* Front-end source files *
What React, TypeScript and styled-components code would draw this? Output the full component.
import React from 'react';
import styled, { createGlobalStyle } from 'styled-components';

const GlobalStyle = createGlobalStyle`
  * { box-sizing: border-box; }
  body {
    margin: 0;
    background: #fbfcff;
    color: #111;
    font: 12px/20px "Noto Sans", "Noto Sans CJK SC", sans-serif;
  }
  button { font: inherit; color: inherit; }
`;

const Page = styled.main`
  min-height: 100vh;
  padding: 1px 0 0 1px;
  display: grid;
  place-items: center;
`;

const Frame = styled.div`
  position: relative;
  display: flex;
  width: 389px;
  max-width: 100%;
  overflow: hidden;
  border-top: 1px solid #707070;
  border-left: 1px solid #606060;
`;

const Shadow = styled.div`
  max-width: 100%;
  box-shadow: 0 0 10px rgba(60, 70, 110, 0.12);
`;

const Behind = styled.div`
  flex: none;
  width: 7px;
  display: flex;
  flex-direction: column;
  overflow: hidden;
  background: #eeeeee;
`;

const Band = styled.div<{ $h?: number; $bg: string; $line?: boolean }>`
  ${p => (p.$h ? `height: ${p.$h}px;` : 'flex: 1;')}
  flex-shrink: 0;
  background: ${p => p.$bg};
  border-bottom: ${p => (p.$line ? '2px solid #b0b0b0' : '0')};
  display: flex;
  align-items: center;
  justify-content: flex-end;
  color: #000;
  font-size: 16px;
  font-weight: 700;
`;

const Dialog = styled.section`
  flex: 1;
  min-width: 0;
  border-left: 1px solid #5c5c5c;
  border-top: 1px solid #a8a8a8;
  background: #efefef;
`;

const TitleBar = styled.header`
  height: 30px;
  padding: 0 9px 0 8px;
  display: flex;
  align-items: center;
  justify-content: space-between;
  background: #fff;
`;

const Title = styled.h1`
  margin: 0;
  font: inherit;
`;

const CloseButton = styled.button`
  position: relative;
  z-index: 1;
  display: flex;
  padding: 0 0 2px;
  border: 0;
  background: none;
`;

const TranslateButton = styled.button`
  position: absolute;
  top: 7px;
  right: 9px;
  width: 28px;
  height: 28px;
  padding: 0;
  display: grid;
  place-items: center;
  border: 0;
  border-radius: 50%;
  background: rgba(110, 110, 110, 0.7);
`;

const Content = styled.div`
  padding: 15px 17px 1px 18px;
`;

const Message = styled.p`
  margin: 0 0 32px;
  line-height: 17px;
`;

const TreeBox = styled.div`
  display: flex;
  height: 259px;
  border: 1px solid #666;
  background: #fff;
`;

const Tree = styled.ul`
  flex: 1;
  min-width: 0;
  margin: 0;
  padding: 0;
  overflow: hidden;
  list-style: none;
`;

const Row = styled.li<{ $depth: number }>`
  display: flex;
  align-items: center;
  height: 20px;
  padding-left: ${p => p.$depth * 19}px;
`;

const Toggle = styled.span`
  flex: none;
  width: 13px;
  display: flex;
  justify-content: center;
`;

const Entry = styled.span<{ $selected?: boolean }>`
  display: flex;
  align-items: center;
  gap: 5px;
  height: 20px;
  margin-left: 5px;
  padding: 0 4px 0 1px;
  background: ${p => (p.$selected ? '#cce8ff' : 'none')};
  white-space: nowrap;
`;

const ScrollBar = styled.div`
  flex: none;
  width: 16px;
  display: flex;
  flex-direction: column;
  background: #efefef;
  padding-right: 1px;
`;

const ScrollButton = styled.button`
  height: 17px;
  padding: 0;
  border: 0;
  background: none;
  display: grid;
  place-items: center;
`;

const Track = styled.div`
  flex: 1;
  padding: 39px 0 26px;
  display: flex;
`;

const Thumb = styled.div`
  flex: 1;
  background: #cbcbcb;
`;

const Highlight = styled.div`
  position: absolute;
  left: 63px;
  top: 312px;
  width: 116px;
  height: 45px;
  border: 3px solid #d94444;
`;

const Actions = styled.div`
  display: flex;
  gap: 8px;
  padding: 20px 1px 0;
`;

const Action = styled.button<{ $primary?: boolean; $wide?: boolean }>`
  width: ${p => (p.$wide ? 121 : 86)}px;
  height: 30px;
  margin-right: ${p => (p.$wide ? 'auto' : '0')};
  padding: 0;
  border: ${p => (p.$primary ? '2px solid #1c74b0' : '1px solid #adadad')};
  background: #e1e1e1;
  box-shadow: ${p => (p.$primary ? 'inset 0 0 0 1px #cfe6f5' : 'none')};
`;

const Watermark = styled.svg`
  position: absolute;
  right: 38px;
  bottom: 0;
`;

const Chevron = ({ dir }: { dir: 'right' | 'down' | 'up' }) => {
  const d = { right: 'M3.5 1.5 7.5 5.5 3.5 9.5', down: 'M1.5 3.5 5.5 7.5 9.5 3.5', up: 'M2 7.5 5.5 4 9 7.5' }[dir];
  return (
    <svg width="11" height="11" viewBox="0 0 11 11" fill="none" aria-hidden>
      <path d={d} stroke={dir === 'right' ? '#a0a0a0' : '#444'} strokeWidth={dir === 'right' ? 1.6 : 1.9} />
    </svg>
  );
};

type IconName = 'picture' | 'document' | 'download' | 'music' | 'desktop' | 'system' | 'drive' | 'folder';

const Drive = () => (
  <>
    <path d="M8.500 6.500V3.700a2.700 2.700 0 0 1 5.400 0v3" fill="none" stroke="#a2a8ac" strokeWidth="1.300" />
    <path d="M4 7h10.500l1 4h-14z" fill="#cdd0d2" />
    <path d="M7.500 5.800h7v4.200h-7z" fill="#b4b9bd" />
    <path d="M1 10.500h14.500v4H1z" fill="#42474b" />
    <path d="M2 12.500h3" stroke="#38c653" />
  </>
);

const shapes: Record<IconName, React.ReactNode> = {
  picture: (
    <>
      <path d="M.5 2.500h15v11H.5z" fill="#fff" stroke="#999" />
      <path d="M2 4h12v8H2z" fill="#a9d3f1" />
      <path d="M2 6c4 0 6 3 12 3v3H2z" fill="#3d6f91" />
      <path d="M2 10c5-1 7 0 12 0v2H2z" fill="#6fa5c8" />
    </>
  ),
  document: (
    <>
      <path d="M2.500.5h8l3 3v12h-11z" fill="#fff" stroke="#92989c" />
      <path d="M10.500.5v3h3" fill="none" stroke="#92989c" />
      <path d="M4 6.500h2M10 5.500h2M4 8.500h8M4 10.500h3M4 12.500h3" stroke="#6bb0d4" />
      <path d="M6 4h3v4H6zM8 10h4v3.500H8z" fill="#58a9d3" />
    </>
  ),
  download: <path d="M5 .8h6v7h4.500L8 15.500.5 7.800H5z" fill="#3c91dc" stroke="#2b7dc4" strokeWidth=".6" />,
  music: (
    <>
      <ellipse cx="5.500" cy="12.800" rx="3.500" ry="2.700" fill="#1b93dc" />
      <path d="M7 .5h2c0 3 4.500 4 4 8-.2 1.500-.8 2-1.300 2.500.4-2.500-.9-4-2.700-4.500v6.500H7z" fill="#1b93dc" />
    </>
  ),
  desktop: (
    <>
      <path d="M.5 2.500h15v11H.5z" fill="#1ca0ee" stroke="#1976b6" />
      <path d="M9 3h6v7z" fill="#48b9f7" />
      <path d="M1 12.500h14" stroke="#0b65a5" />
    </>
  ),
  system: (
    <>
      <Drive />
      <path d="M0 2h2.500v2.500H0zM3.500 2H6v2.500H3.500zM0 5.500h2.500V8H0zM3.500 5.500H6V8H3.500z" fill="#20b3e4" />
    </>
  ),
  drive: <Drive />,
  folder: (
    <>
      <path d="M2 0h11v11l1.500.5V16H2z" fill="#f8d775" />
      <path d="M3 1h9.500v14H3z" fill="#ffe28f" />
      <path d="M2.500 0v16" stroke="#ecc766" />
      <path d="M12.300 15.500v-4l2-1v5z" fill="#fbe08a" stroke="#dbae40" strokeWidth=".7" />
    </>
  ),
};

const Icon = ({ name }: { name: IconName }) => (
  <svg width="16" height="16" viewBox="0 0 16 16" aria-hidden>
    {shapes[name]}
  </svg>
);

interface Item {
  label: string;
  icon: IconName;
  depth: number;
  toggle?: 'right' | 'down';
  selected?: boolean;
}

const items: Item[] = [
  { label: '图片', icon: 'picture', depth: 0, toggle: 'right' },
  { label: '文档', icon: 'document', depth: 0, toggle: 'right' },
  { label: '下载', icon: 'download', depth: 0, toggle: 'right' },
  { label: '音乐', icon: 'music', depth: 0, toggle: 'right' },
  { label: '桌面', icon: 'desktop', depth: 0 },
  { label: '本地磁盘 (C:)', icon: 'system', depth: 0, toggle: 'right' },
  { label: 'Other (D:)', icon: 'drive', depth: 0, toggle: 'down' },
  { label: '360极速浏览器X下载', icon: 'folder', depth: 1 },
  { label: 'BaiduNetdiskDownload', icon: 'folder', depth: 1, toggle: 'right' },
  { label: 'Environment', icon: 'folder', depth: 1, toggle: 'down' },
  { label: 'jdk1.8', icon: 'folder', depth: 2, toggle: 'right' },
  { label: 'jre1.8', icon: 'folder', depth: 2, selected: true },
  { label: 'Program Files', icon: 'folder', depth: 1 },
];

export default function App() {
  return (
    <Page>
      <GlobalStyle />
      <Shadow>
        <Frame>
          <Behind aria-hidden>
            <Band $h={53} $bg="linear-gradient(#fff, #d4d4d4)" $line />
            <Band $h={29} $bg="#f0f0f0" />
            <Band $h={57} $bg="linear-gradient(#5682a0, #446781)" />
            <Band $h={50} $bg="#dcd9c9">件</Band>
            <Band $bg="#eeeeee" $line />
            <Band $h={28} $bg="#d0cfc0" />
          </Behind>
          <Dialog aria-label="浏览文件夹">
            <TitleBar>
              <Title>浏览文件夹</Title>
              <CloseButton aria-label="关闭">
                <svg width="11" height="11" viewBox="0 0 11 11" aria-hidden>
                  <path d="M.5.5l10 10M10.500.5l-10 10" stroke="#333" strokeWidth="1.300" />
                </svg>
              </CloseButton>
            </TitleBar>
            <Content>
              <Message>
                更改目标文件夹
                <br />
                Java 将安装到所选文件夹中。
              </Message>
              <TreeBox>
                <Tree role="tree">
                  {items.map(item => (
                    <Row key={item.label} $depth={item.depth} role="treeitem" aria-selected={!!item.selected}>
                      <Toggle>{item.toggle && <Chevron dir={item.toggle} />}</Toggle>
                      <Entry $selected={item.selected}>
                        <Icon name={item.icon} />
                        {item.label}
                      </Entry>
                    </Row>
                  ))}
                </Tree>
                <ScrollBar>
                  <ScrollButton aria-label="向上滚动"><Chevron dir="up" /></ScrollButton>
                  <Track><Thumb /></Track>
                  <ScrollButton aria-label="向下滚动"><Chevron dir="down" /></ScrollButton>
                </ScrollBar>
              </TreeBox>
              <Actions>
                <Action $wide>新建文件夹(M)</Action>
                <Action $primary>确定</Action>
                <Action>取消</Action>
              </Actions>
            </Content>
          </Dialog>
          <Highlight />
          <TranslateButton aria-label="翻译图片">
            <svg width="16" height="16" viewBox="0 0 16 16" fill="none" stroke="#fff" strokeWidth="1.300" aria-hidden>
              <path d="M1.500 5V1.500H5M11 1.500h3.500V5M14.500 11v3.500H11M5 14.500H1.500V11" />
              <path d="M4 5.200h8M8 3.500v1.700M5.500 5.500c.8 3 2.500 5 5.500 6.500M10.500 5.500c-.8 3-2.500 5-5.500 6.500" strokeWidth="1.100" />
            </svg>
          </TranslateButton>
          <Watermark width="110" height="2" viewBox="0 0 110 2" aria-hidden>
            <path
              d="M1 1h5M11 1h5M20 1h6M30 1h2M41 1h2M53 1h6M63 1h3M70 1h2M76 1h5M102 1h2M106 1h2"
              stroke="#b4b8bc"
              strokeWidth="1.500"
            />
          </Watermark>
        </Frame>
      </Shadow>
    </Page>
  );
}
--
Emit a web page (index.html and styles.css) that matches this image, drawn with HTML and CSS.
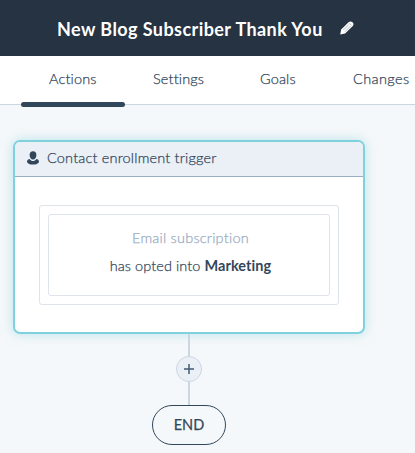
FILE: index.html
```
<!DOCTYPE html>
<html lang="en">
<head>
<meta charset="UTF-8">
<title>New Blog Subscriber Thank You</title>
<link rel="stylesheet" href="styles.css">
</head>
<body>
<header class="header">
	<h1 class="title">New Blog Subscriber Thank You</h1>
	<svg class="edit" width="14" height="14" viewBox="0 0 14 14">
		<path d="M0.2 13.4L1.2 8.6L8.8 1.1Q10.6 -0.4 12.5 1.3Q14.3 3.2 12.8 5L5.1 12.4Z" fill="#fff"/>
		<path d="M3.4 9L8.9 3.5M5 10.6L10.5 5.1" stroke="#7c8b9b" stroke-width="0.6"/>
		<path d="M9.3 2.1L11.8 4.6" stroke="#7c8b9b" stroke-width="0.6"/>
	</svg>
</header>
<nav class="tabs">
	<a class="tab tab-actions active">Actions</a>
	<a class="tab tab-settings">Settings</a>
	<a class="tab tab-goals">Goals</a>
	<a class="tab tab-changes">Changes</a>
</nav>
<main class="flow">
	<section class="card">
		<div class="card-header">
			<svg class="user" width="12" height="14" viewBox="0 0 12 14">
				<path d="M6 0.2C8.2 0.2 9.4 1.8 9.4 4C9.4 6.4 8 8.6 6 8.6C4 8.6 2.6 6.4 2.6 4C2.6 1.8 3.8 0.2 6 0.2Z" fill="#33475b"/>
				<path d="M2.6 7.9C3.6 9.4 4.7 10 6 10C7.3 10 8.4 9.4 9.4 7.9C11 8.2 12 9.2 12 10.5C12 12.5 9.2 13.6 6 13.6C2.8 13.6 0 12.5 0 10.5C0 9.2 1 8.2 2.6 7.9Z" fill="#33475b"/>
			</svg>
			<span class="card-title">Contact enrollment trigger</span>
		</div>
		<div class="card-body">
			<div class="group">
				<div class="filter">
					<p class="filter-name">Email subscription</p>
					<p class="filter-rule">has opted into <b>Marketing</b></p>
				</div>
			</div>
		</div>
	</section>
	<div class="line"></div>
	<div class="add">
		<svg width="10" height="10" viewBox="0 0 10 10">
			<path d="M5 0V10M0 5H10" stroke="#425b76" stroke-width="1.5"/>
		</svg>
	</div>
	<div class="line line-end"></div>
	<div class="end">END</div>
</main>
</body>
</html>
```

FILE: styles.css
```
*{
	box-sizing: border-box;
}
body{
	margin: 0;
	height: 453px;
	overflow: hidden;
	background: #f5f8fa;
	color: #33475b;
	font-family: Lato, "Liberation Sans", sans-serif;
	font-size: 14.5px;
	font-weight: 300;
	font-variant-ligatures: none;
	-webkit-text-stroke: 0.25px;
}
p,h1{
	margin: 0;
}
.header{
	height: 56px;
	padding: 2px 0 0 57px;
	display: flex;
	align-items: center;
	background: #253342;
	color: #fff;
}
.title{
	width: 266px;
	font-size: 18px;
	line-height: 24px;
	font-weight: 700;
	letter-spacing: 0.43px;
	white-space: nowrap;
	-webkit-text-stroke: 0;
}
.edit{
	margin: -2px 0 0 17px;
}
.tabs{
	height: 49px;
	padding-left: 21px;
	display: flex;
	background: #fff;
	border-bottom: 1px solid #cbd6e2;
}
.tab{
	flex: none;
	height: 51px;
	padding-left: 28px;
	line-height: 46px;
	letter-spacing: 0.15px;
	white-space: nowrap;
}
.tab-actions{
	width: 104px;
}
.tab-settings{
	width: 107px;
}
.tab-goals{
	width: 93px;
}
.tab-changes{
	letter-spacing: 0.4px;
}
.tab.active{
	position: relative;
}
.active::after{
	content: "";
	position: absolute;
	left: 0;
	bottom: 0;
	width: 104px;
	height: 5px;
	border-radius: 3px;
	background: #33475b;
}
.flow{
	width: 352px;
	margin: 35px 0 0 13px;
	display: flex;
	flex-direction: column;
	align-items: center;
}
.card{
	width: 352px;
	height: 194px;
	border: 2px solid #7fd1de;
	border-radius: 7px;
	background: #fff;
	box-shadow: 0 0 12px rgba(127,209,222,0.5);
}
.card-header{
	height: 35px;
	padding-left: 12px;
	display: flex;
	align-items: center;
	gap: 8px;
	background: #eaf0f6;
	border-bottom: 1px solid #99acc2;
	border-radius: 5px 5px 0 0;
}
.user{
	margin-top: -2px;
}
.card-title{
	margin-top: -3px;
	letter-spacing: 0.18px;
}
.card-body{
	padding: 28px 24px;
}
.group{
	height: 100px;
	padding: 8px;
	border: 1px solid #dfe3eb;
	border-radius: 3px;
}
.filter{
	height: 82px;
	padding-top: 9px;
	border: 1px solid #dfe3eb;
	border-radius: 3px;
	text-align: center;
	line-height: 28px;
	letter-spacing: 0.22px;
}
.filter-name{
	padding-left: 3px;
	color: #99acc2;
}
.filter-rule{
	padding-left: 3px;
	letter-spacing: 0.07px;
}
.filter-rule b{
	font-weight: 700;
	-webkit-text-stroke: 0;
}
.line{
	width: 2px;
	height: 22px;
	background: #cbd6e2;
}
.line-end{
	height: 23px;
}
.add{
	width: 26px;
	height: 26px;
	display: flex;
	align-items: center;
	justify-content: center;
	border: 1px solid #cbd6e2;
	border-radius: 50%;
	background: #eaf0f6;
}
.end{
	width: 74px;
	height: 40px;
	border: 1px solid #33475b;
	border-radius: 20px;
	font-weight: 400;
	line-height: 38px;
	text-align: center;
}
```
* * *
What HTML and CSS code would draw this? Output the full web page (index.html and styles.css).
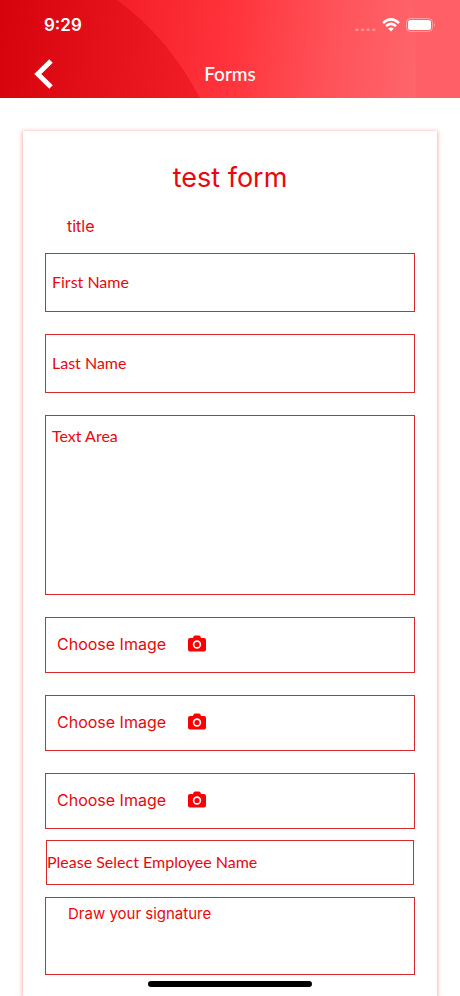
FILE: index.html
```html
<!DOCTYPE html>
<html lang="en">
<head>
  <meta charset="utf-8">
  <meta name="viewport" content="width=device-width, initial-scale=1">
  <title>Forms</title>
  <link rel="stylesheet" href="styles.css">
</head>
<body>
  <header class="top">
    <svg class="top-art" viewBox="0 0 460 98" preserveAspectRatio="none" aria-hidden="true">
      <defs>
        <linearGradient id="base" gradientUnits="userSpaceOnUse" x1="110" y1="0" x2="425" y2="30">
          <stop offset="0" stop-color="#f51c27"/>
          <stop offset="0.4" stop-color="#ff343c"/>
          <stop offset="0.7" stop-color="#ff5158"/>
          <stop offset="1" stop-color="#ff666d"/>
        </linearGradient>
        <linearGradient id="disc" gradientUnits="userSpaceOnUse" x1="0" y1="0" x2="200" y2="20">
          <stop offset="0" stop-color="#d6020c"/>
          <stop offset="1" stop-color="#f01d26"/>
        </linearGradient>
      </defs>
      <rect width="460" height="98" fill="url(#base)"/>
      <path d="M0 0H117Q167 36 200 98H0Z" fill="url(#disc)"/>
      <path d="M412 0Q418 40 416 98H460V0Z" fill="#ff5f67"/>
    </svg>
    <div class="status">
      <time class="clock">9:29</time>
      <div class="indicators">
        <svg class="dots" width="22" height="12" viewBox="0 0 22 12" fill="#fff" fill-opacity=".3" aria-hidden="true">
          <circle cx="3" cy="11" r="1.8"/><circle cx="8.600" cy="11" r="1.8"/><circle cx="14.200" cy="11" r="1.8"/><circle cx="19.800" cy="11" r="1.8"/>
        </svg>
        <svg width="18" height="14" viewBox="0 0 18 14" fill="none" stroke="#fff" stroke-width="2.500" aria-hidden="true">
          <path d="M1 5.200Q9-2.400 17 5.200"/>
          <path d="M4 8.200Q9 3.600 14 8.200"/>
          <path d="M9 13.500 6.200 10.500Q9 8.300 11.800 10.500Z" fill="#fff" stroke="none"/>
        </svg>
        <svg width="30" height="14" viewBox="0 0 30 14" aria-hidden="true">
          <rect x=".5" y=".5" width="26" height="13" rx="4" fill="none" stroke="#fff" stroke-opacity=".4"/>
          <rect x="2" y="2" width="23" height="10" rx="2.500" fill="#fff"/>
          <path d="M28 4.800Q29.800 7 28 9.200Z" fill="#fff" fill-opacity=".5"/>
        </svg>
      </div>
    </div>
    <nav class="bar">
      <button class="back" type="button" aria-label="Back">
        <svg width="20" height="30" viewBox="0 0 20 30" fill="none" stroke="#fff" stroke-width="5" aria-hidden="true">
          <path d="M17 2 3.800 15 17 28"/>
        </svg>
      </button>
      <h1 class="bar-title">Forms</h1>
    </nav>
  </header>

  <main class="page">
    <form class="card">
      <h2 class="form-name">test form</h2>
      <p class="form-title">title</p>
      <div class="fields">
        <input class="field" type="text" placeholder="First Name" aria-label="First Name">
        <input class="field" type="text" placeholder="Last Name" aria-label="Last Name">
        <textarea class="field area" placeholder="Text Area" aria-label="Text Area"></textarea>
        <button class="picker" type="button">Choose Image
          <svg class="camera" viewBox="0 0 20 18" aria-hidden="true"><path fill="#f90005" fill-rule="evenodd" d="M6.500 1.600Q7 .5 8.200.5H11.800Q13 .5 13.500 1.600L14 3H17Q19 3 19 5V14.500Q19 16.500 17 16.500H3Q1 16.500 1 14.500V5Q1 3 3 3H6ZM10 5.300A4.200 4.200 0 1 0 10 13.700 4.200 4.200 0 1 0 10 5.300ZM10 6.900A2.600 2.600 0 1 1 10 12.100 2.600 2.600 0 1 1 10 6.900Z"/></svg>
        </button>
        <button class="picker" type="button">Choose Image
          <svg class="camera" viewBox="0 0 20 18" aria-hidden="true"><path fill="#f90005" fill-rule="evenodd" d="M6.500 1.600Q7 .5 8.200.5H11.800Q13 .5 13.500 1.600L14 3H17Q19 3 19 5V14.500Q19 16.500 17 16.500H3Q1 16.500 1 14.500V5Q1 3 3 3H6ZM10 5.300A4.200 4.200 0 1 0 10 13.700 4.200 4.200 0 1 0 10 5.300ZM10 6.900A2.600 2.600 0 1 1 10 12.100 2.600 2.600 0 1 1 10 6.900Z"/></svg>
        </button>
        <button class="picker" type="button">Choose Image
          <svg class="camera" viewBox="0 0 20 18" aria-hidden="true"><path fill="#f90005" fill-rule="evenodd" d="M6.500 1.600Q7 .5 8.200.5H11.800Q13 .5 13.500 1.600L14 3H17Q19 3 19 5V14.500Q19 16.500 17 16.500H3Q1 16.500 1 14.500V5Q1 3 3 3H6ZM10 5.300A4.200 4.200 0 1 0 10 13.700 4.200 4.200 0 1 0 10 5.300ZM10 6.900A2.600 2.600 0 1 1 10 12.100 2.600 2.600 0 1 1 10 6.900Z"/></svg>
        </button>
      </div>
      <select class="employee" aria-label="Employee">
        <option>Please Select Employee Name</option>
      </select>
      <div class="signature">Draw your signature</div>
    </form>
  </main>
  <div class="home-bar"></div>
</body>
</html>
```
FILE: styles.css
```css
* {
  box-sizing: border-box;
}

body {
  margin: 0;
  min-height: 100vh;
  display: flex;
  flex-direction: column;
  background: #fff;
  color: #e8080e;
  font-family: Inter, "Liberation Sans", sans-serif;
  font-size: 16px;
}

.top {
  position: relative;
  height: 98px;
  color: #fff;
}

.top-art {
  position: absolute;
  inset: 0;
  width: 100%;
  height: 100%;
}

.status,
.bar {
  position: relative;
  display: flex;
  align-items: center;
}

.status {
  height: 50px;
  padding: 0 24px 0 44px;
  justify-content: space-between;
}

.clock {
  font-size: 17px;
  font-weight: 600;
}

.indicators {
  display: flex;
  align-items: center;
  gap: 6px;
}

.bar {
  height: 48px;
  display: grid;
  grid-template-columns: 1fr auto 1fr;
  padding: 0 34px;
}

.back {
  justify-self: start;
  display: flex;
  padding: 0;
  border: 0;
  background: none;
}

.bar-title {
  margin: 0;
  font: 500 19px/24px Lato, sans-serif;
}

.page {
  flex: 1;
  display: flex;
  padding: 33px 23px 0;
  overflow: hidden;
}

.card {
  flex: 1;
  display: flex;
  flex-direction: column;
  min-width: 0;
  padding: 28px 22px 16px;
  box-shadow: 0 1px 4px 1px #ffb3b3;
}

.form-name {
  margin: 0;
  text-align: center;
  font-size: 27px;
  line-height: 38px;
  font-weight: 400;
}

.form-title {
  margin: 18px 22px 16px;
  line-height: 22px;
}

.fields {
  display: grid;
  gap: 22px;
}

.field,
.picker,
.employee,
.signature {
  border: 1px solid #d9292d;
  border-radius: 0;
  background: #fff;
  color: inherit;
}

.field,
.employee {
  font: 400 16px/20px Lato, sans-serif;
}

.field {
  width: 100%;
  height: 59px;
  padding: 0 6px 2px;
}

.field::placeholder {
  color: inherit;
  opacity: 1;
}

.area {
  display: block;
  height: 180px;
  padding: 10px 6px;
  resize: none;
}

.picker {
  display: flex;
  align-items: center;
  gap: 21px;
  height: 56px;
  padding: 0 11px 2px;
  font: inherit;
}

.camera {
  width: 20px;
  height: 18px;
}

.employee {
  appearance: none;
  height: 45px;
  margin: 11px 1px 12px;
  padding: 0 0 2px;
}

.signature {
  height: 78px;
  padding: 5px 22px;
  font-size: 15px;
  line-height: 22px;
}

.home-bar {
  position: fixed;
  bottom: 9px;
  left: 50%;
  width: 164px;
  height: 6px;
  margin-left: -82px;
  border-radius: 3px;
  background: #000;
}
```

* REQUEST *
Out of the material above, gather each line where "What" appears.

* RESULT *
What React, TypeScript and styled-components code would draw this? Output the full component.
What HTML and CSS code would draw this? Output the full web page (index.html and styles.css).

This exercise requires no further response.